Actually, you know what, let's round out that second push with even more low-hanging PI fruit and ensure 📝 technical position independence for TH03's MAINL.EXE
. This was very helpful considering that I'm going to build netplay into the anniversary
branch, whose debloated
foundation 📝 aims to merge every game into as few executables as possible. Due to TH03's overall lower level of bloat and the dedicated SPRITE16-based rendering code in MAIN.EXE
, it might not make as much sense to merge all three of TH03's .EXE binaries as it did for TH01, and MAIN.EXE
's lack of position independence currently prevents this anyway. However, merging just OP.EXE
and MAINL.EXE
makes tremendous sense not just for TH03, but for the other three games as well. These binaries have a much smaller ratio of ZUN code to library code, and use the same file formats and subsystems.
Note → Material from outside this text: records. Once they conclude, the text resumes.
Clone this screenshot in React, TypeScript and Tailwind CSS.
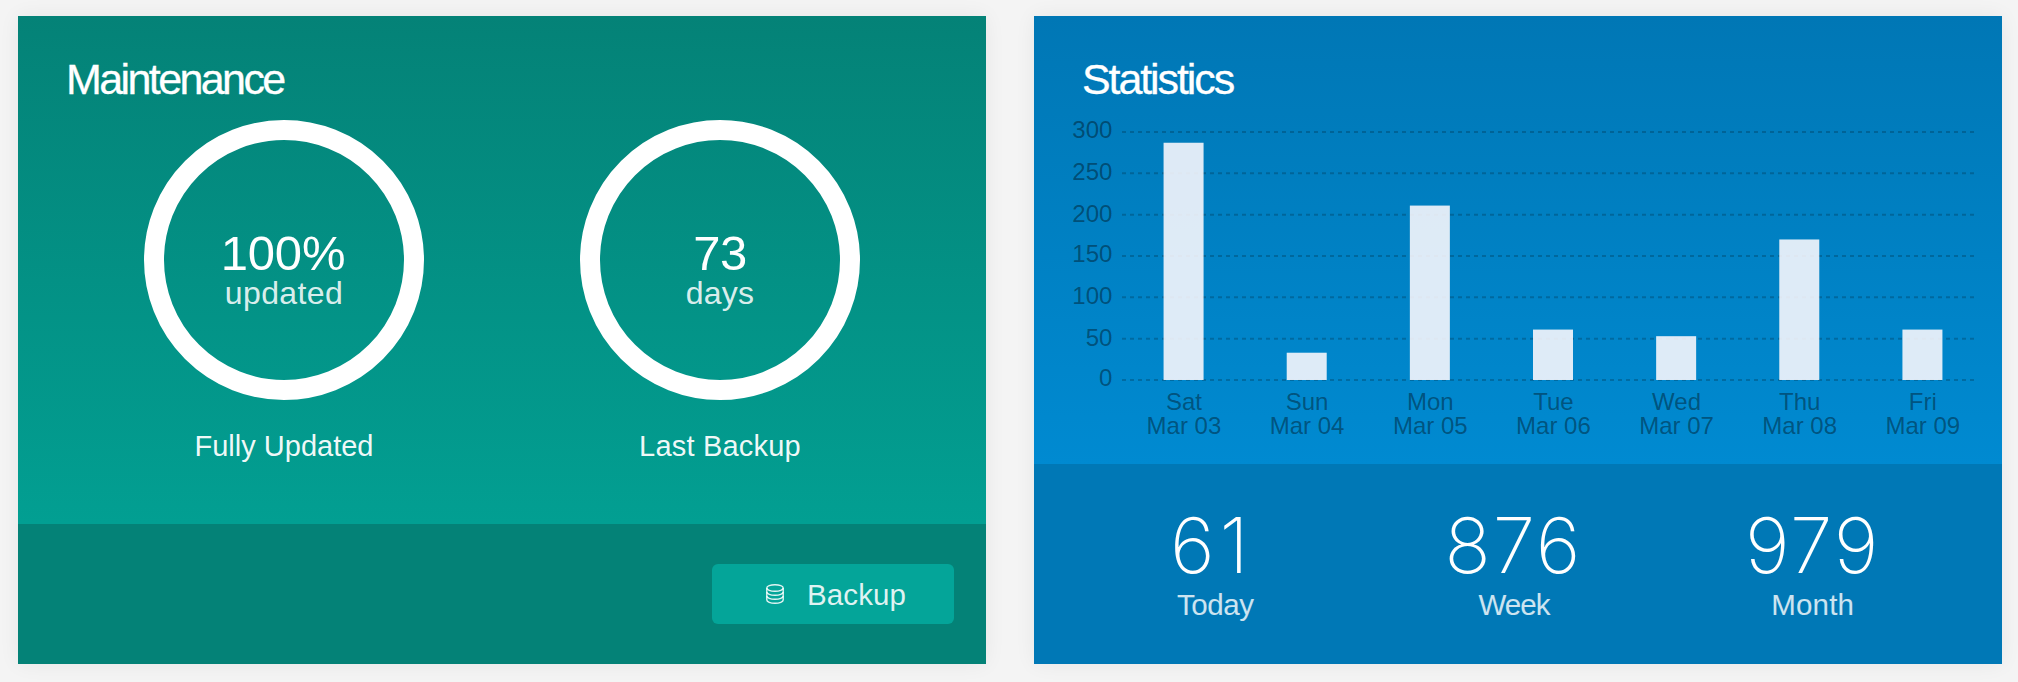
import React from 'react';

const days = [
  { day: 'Sat', date: 'Mar 03', value: 287 },
  { day: 'Sun', date: 'Mar 04', value: 33 },
  { day: 'Mon', date: 'Mar 05', value: 211 },
  { day: 'Tue', date: 'Mar 06', value: 61 },
  { day: 'Wed', date: 'Mar 07', value: 53 },
  { day: 'Thu', date: 'Mar 08', value: 170 },
  { day: 'Fri', date: 'Mar 09', value: 61 },
];

const ticks = [
  { value: 300, baseline: 29 },
  { value: 250, baseline: 71 },
  { value: 200, baseline: 113 },
  { value: 150, baseline: 153 },
  { value: 100, baseline: 195 },
  { value: 50, baseline: 237 },
  { value: 0, baseline: 277 },
];

const PLOT_LEFT = 88;
const COLUMN = 862 / 7;
const yOf = (value: number) => 271 - (value * 248) / 300;

function Ring({ value, unit, label, valueClass, unitClass, labelClass }: {
  value: string; unit: string; label: string; valueClass: string; unitClass: string; labelClass: string;
}) {
  return (
    <div className="flex flex-col items-center">
      <div className="flex h-[280px] w-[280px] flex-col items-center rounded-full border-[20px] border-white pt-[90px]">
        <span className={`text-[49px] leading-[46px] text-white ${valueClass}`}>{value}</span>
        <span className={`text-[32px] leading-[34px] text-white/87 ${unitClass}`}>{unit}</span>
      </div>
      <span className={`mt-[26px] text-[29px] leading-[40px] text-white/95 ${labelClass}`}>{label}</span>
    </div>
  );
}

function DatabaseIcon() {
  return (
    <svg width="18" height="20" viewBox="0 0 18 20" fill="none" stroke="currentColor" strokeWidth="1.4">
      <ellipse cx="9" cy="4" rx="8.2" ry="3.3" />
      <path d="M.8 4v12c0 1.8 3.7 3.3 8.2 3.3s8.2-1.5 8.2-3.3V4" />
      <path d="M.8 8c0 1.8 3.7 3.3 8.2 3.3s8.2-1.5 8.2-3.3" />
      <path d="M.8 12c0 1.8 3.7 3.3 8.2 3.3s8.2-1.5 8.2-3.3" />
    </svg>
  );
}

function Chart() {
  return (
    <svg className="block overflow-visible" width="968" height="355" viewBox="0 0 968 355" fontSize="24">
      {ticks.map((t) => (
        <g key={t.value}>
          <text x="78.4" y={t.baseline} textAnchor="end" fill="#000" fillOpacity="0.4">{t.value}</text>
          <line x1={PLOT_LEFT} x2="941" y1={yOf(t.value)} y2={yOf(t.value)} stroke="#000" strokeOpacity="0.2" strokeWidth="2" strokeDasharray="4 4" />
        </g>
      ))}
      {days.map((d, i) => {
        const cx = PLOT_LEFT + COLUMN * (i + 0.5);
        return (
          <g key={d.day}>
            <rect x={cx - 20} y={yOf(d.value)} width="40" height={271 - yOf(d.value)} fill="#fffafe" fillOpacity="0.87" />
            <text x={cx + 0.4} y="301" textAnchor="middle" fill="#000" fillOpacity="0.4">{d.day}</text>
            <text x={cx + 0.4} y="325" textAnchor="middle" fill="#000" fillOpacity="0.4">{d.date}</text>
          </g>
        );
      })}
    </svg>
  );
}

function Total({ value, label, valueClass, labelClass }: {
  value: string; label: string; valueClass: string; labelClass: string;
}) {
  return (
    <div className="flex flex-col items-center">
      <span className={`font-['Inter'] text-[76.5px] leading-[78px] font-extralight text-white ${valueClass}`}>{value}</span>
      <span className={`mt-px text-[29.5px] leading-[40px] text-white/80 ${labelClass}`}>{label}</span>
    </div>
  );
}

export default function App() {
  return (
    <div className="flex h-[682px] w-[2018px] gap-[48px] overflow-hidden bg-[#f4f4f4] px-[18px] pt-[16px] font-['Liberation_Sans',Arial,sans-serif] whitespace-nowrap">
      <section className="flex h-[648px] w-[968px] shrink-0 flex-col shadow-[0_0_20px_rgba(0,0,0,0.06)]">
        <div className="h-[508px] bg-linear-to-b from-[#048277] to-[#029f92] pt-[33px]">
          <h2 className="pl-[48px] text-[43px] leading-[60px] tracking-[-2.6px] text-white [-webkit-text-stroke:0.3px_white]">Maintenance</h2>
          <div className="mt-[11px] grid grid-cols-2 px-[48px]">
            <Ring value="100%" unit="updated" label="Fully Updated" valueClass="pr-[2px] tracking-[-0.2px]" unitClass="tracking-[0.4px]" labelClass="tracking-normal" />
            <Ring value="73" unit="days" label="Last Backup" valueClass="tracking-[-0.5px]" unitClass="tracking-[0.2px]" labelClass="tracking-[0.2px]" />
          </div>
        </div>
        <div className="flex h-[140px] items-center justify-end bg-[#048277] pr-[32px]">
          <button className="flex h-[60px] w-[242px] items-center rounded-[6px] bg-[#04a599] pl-[54px] text-white/88">
            <DatabaseIcon />
            <span className="ml-[23px] pt-[2px] text-[29.5px] leading-[40px] tracking-[0.1px]">Backup</span>
          </button>
        </div>
      </section>

      <section className="flex h-[648px] w-[968px] shrink-0 flex-col shadow-[0_0_20px_rgba(0,0,0,0.06)]">
        <div className="h-[448px] bg-linear-to-b from-[#0077b5] to-[#008ad1] pt-[33px]">
          <h2 className="pl-[48px] text-[43px] leading-[60px] tracking-[-2.1px] text-white [-webkit-text-stroke:0.3px_white]">Statistics</h2>
          <Chart />
        </div>
        <div className="grid h-[200px] grid-cols-3 bg-[#0078b6] pt-[42px] pr-[40px] pl-[32px]">
          <Total value="61" label="Today" valueClass="pr-[7px] tracking-[5px]" labelClass="tracking-[-0.4px]" />
          <Total value="876" label="Week" valueClass="pr-[1px] tracking-[2px]" labelClass="tracking-[-1px]" />
          <Total value="979" label="Month" valueClass="tracking-[2px]" labelClass="tracking-[0.2px]" />
        </div>
      </section>
    </div>
  );
}
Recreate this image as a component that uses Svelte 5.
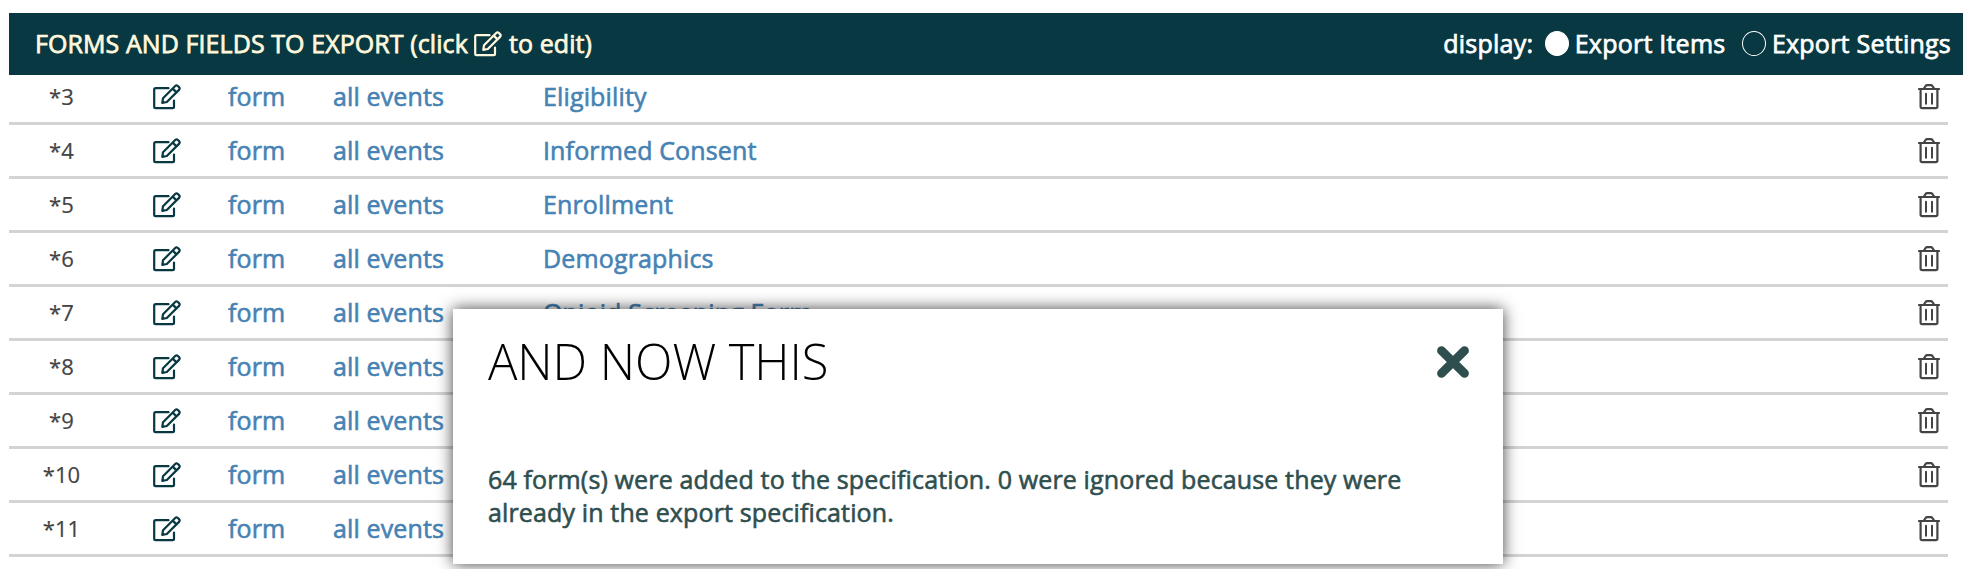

But that's not even the best part! Once we've factored out all the invisible inconsistencies between the games, we get to share all of this code across all of the four games. Hence, technical position independence for TH03's MAINL.EXE
also was the final obstacle in the way of a single consistent and ultimately portable version of all of this code. 🙌
So, how do we go from here to 📝 the short-term half-PC-98/half-modern netplay option that Ember2528 is now funding? Most of the netcode will be unrelated to TH03 in particular, but we'd obviously still want to reverse-engineer more of MAIN.EXE
to ensure a high-quality integration. So how about alternating the upcoming deliveries between pure RE work and any new or modded code? Next up, therefore, I'll go for the latter and debloat OP.EXE
so that I can later add the netplay features without pulling my hair out. At that point, it also makes sense to take the first steps into portability; I've got some initial ideas I'm excited to implement, and Congrio's tiny bit of funding just begs to be removed from the backlog.
(And I'm definitely going to defuse all the tearing landmines because my goodness are they infuriating when slowing down the game or working with screen recordings.)